* [Stored items]:
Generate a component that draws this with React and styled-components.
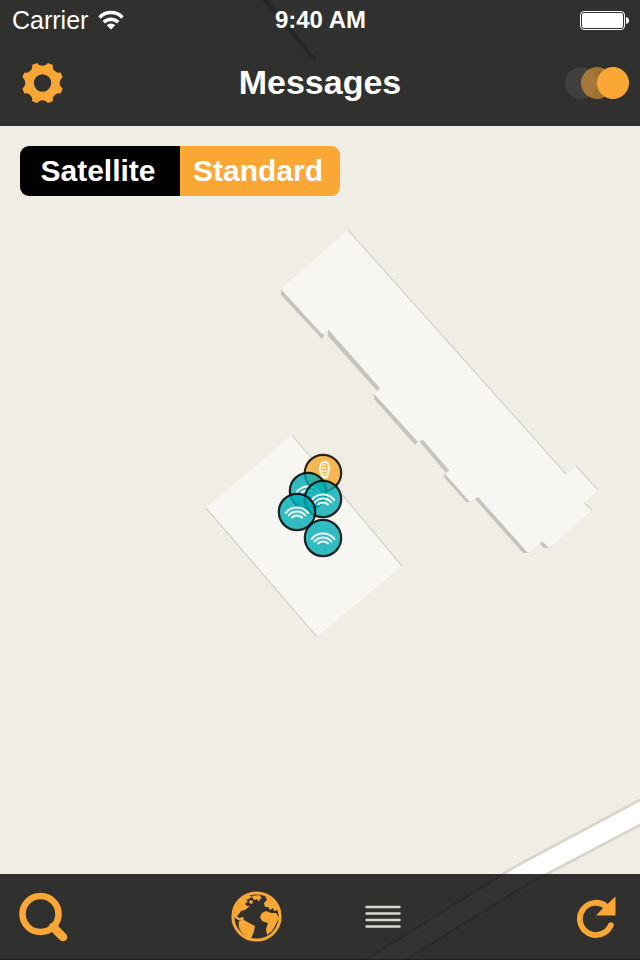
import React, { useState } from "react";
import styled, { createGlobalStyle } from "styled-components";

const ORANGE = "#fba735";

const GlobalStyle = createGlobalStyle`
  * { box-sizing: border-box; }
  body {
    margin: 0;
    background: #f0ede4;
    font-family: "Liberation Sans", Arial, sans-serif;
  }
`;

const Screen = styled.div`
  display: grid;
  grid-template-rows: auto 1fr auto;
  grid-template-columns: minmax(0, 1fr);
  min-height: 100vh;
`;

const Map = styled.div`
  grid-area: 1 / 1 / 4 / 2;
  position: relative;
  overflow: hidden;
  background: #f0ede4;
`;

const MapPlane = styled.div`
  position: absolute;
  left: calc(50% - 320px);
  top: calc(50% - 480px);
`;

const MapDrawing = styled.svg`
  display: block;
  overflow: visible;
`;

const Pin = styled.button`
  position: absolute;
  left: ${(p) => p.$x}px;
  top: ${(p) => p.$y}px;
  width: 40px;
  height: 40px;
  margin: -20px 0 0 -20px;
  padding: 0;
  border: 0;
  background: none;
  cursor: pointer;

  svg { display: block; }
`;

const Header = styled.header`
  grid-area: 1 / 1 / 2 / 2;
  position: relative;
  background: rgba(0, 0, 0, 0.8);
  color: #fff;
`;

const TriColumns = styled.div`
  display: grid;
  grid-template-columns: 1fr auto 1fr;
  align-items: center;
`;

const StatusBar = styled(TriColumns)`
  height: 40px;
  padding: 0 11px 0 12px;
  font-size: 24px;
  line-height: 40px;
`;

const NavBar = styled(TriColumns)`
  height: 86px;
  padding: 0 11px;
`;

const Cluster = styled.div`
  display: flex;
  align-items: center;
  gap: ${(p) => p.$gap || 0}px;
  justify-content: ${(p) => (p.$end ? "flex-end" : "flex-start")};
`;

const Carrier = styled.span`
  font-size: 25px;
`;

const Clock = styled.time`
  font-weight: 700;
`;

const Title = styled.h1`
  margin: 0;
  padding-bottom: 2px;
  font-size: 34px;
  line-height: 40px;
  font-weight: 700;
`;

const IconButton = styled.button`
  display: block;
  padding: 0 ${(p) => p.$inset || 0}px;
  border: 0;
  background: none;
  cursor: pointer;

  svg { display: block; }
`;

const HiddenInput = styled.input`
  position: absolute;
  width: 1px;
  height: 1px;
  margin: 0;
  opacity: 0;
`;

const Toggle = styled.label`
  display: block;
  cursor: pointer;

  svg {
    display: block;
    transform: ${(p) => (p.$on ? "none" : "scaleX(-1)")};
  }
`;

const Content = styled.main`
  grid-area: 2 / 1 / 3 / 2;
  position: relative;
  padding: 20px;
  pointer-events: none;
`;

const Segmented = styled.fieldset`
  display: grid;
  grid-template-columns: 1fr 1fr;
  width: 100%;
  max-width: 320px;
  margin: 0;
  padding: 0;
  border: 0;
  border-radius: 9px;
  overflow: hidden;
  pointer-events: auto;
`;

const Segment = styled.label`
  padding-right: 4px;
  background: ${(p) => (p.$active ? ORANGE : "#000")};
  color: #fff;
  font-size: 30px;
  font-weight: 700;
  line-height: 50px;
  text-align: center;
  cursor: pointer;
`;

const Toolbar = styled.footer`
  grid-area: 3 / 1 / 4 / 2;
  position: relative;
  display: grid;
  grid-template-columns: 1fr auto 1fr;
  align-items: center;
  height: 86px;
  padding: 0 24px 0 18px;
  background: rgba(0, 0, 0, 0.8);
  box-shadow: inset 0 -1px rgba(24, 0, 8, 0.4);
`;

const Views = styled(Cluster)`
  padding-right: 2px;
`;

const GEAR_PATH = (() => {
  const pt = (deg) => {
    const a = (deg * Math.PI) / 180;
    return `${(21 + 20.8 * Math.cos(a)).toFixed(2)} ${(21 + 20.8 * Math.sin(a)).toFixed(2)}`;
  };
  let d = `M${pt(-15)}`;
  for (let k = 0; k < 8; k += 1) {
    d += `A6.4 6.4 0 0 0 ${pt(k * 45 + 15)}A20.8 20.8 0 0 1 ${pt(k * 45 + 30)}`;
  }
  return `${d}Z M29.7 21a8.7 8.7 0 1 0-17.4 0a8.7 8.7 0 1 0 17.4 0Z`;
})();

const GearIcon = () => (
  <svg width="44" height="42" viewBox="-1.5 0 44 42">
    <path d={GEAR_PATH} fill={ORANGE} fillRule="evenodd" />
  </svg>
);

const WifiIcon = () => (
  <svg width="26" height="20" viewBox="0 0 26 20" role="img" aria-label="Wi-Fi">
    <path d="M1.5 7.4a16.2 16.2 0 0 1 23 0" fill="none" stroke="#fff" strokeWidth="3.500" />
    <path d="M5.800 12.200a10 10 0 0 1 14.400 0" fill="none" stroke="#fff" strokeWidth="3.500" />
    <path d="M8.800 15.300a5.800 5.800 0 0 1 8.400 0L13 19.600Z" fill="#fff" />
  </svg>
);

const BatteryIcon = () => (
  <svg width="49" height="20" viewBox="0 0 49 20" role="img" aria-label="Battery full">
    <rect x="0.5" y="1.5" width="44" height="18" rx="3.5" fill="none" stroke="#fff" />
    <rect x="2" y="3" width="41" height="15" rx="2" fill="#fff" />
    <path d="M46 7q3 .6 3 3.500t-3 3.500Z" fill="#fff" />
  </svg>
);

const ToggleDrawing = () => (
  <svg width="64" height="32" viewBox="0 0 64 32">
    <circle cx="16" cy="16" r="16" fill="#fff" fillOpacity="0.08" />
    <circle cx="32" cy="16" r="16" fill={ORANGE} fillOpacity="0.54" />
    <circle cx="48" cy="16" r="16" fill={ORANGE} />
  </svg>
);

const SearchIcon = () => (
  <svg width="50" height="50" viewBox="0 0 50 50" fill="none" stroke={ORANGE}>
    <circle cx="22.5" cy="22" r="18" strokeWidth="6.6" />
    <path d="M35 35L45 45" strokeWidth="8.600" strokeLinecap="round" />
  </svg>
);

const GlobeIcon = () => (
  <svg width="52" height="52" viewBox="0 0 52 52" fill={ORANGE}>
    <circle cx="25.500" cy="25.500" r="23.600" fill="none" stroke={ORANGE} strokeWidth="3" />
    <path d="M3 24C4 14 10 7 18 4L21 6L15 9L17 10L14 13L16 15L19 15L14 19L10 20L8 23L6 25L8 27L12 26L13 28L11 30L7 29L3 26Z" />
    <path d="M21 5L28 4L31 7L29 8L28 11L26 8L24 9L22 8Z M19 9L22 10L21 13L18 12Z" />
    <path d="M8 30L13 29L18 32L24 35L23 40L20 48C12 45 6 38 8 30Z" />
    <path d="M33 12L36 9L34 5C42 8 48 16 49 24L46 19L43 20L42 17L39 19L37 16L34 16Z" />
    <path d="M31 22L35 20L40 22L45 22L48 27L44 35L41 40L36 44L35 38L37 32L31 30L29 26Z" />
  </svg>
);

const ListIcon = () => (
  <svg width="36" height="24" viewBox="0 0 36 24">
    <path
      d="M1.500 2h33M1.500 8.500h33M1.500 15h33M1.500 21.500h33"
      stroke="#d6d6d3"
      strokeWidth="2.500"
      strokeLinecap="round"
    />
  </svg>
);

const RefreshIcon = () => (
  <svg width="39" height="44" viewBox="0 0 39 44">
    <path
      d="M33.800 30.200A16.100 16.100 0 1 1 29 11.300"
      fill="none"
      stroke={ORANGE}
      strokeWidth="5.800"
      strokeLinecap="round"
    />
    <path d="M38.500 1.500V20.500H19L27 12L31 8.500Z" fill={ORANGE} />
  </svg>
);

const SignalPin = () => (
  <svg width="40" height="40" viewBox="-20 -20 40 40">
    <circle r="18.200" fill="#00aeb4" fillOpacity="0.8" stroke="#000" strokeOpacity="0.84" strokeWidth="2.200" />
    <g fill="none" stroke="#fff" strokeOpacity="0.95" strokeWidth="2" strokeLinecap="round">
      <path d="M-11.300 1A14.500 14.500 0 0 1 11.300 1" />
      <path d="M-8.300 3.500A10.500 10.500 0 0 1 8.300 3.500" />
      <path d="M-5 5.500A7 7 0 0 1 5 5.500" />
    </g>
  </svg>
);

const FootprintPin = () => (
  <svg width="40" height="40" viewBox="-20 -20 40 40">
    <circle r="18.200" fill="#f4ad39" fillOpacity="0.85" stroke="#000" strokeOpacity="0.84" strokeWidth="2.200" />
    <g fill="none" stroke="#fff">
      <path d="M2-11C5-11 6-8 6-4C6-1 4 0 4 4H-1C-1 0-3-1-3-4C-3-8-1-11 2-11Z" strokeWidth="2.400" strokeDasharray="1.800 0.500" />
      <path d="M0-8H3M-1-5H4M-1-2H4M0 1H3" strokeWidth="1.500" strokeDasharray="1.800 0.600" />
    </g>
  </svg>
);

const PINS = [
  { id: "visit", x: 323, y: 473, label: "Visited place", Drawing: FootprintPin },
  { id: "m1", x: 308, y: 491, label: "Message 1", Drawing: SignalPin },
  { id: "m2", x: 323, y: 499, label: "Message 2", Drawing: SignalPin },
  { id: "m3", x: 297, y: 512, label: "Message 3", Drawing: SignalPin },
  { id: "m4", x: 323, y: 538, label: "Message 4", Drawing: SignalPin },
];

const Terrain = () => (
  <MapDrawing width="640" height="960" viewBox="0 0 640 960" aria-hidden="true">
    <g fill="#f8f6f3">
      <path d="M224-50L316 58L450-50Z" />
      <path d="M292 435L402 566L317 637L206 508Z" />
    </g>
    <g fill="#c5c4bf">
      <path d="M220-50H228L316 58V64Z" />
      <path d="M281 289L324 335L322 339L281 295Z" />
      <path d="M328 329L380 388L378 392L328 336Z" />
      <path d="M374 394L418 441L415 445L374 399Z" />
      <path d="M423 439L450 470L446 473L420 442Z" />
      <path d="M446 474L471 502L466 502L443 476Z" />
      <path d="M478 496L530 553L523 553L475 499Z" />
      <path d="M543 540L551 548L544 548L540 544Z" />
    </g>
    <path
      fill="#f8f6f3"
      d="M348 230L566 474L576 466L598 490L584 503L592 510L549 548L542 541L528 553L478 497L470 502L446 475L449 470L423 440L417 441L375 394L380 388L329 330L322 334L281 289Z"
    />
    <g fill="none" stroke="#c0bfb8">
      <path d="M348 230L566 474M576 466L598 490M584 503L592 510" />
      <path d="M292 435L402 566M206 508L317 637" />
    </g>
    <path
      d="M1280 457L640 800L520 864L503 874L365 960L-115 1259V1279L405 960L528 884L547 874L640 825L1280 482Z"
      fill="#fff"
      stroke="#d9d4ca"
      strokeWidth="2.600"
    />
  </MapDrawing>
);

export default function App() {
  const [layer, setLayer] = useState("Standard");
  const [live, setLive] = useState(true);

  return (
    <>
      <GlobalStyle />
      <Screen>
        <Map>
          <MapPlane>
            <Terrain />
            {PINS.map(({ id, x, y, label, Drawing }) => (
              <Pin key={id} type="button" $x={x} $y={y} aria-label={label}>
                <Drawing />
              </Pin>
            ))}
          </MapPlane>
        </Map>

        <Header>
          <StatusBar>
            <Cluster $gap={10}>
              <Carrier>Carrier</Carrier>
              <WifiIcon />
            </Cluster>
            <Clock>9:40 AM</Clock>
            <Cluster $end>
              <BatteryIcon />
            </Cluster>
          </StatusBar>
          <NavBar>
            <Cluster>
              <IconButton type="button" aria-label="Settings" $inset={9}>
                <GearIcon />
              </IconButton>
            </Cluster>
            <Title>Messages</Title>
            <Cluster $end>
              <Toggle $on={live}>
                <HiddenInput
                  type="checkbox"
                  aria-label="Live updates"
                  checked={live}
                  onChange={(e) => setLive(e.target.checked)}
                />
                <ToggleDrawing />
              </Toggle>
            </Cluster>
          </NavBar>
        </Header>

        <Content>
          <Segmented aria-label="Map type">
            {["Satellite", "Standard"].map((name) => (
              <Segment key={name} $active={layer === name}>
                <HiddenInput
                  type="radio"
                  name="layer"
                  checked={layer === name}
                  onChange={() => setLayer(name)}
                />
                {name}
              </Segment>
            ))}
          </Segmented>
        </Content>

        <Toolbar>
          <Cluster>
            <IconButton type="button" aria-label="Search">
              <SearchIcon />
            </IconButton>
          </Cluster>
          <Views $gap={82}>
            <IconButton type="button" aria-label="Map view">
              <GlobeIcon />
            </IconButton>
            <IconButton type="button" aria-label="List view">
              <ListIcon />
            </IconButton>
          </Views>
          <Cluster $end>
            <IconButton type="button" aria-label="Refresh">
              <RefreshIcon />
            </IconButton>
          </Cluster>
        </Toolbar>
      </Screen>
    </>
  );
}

...

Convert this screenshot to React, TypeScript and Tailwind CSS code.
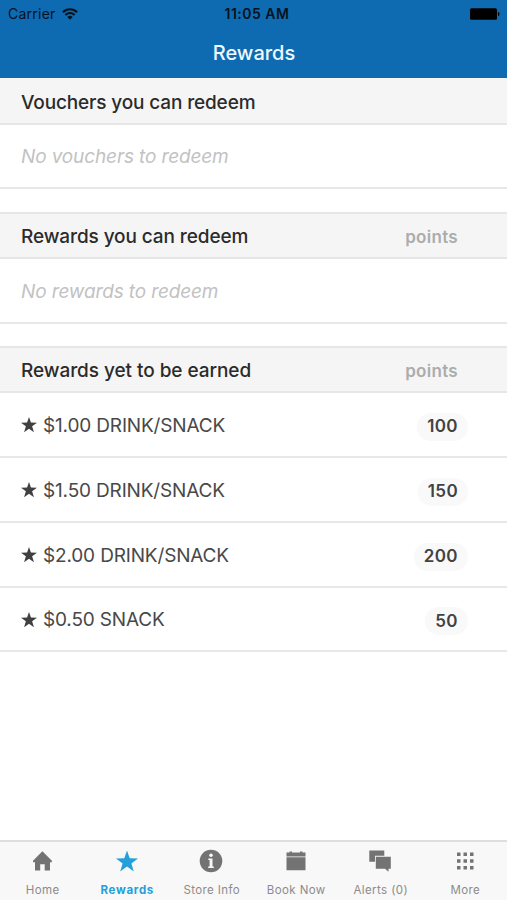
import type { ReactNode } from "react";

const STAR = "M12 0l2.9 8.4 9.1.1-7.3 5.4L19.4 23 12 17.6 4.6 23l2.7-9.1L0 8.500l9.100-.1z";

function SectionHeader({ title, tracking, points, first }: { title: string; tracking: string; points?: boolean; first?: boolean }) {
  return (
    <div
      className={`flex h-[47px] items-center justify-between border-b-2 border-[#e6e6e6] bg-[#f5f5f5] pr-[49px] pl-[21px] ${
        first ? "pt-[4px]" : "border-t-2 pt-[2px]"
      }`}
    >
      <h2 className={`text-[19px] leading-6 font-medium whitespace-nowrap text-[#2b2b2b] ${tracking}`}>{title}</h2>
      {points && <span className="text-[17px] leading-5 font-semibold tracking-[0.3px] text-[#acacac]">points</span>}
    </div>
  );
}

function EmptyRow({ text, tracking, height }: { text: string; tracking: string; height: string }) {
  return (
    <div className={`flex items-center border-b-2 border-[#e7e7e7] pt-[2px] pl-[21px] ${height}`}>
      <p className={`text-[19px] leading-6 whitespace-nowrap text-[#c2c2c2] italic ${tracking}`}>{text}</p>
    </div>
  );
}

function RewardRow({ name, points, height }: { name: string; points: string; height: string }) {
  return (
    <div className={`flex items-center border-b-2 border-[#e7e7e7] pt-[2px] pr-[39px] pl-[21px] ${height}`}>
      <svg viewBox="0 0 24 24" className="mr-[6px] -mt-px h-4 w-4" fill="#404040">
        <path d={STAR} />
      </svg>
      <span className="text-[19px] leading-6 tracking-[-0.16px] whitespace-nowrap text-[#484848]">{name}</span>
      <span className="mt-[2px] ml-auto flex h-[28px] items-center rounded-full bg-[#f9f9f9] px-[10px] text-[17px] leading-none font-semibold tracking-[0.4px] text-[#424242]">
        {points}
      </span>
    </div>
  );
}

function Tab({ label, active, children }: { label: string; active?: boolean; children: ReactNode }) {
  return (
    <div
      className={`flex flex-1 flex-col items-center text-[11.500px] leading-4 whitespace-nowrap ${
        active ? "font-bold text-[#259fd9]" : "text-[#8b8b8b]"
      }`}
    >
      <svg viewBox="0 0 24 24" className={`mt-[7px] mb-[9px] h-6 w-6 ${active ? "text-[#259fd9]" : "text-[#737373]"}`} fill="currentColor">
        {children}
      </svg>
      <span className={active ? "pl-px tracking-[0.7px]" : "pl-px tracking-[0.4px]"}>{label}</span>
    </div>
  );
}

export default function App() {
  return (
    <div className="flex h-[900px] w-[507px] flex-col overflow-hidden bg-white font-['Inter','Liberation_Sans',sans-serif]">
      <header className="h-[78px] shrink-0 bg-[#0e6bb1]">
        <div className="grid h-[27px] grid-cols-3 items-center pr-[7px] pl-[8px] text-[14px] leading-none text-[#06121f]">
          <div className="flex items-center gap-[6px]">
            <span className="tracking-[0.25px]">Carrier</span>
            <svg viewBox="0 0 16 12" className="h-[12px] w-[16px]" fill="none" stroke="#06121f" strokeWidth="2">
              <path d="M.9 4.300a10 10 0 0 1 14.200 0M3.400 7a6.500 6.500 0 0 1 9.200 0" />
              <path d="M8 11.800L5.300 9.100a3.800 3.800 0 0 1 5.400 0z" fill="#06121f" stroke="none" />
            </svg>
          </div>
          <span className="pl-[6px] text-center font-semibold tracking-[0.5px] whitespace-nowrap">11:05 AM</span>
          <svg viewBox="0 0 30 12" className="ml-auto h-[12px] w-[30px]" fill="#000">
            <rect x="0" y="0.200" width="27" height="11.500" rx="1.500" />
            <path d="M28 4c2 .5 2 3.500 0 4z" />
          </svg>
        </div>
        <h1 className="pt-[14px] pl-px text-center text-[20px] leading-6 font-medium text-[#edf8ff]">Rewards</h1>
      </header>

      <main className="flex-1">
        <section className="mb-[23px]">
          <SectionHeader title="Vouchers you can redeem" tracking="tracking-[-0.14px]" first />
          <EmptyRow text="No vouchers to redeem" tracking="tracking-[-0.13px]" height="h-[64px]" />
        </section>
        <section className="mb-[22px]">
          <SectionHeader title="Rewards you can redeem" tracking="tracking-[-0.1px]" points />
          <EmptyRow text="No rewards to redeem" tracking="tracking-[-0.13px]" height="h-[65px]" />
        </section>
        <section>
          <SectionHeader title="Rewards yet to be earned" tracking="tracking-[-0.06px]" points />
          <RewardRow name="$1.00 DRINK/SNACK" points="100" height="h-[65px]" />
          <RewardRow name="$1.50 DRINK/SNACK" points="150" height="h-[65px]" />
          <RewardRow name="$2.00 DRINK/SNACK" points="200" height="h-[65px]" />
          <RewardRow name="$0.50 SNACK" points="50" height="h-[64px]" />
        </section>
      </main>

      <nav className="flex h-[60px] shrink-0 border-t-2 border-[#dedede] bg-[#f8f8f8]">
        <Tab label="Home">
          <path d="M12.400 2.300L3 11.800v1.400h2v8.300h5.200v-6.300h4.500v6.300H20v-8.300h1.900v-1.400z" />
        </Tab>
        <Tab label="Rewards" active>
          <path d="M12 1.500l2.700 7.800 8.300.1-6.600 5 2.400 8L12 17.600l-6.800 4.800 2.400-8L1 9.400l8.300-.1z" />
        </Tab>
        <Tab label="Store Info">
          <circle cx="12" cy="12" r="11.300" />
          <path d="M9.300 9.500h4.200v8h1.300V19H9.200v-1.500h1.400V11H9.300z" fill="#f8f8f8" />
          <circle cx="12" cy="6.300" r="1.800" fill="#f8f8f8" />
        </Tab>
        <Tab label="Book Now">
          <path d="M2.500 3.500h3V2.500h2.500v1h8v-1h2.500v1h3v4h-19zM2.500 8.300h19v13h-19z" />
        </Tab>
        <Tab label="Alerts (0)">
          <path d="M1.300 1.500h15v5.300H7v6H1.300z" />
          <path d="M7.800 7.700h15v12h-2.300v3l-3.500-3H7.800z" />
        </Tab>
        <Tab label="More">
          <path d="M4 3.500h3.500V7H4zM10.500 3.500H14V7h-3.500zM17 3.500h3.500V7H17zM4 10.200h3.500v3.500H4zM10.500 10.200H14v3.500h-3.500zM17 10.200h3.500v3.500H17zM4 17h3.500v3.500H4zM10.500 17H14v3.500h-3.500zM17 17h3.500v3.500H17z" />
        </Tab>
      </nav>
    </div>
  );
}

* [Your instructions]: Go to the line containing "Convert this screenshot" and copy exactly from there through the line containing "0l2.9 8.4 9.1.1-7.3", both included, and nothing more. Pictures are excluded.

* [Finished exercise]:
Convert this screenshot to React, TypeScript and Tailwind CSS code.
import type { ReactNode } from "react";

const STAR = "M12 0l2.9 8.4 9.1.1-7.3 5.4L19.4 23 12 17.6 4.6 23l2.7-9.1L0 8.500l9.100-.1z";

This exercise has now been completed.